- Born: 10 October 1946 (age 79) Sylhet, Assam Province, British India
- Education: Pakistan Military Academy
- Military career
- Allegiance: Pakistan (Before 1971) Bangladesh
- Branch: Pakistan Army Bangladesh Army
- Service years: 1967–1996
- Rank: Lieutenant Colonel
- Unit: Armoured Corps
- Commands: Deputy Commander of S Force; Company Commander of Bengal Lancers; GSO-1 of 9th Infantry Division;
- Known for: Assassination of Sheikh Mujibur Rahman
- Awards: Bir Bikrom (Revoked)

= S. H. M. B. Noor Chowdhury =

Bangladeshi retired army officer

S. H. M. B. Noor Chowdhury is a retired army officer of Bangladesh Army who was convicted for his part in the 15 August 1975 Bangladeshi coup d'état.

==Career==
In 1974, Noor was a major of the Bangladesh Army in the First Bengal Lancer unit. A major of the Lancers, Shariful Haque Dalim, had gotten into a scuffle with the sons of Bangladesh Awami League leader Gazi Golam Mostafa. Officers from the Lancer then ransacked the house of Mostafa. This resulted in those officers including Dalim and Noor losing their commission in the army. In May or June 1975 Noor and other officers met with Khondakar Mushtaque to talk about a plot to remove Sheikh Mujib from power. The officers wished to remove the government of Sheikh Mujib and replace that under the leadership of Khondakar Mushtaque.

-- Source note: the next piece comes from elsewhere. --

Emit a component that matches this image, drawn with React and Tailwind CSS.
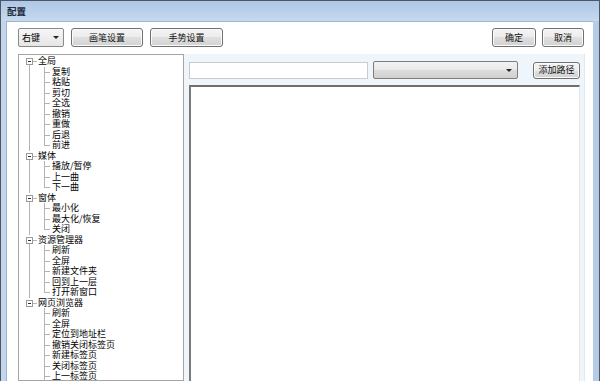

On 14 August 1975, the army officers met to finalize their plans for the next day. Noor was placed in the team that was to attack the residence of Sheikh Mujib. Noor along with Major Mohammad Bazlul Huda shot and killed Sheikh Mujib while he was coming down the stairs.

The attack on 15 August 1975 killed Mujib and most of his family members. After the coup, Noor was posted to the Bangladeshi embassy in Tehran as the second secretary. In 1996 when a Bangladesh Awami League government was voted to power, Noor was recalled to Bangladesh. He refused to comply with the government order and lost his job as a result.

Chowdhury and his wife visited Canada in 1996. They overstayed their visas, and in 1997 Chowdhury filed a refugee claim.

On 3 November 1975 former acting President Syed Nazrul Islam, former Prime Minister Tajuddin Ahmad, former Finance Minister Muhammad Mansur Ali, and former Minister of Home Affairs Abul Hasnat Muhammad Qamaruzzaman were killed by the mutinous officers in Dhaka Central Jail.

==Trial==
The Metropolitan Sessions Judge's Court of Dhaka had sentenced him to life imprisonment for the murder of four national leaders of Bangladesh in the 1975 Jail killing case and 11 other defendants were sentenced to life imprisonment; three to death. On 28 August the Bangladesh High court confirmed his life sentence. The Supreme Court of Bangladesh called the jail killing a Criminal conspiracy after confirming the sentences of the accused on 1 December 2015. Majors present in Bangabhaban has asked the jailer at Dhaka Jail to provide the assassins with access to the four leaders.

===Extradition===

The Canadian government has refused to extradite Noor as Noor has been sentenced to death in Bangladesh. The Canadian government has shown willingness to resolve the issue with Bangladesh through discussions. Canada has reportedly not approved his application for political asylum. Noor has proclaimed his innocence in an interview on the Canadian Broadcasting Corporation.

After the death of Hardeep Singh Nijjar, Bangladeshi foreign minister AK Abdul Momen expressed grievances against Canada's extradition policies as related to Noor.

== CBC coverage ==
On November 17, 2023, the CBC program The Fifth Estate aired an episode titled The Assassin Next Door. The episode explored the circumstances of the Noor Chowdhury case and included interviews with numerous prominent figures including Prime Minister Sheikh Hasina, the High Commissioner of Bangladesh in Canada Dr. Khalilur Rahman, and other individuals involved in the case.

Chowdhury was said to be living in a condo in Etobicoke and was filmed tending to plants on his balcony but fled when confronted by journalist Mark Kelley outside his residence. The Canadian government including Immigration, Refugees and Citizenship Canada (IRCC) refused to comment on the case.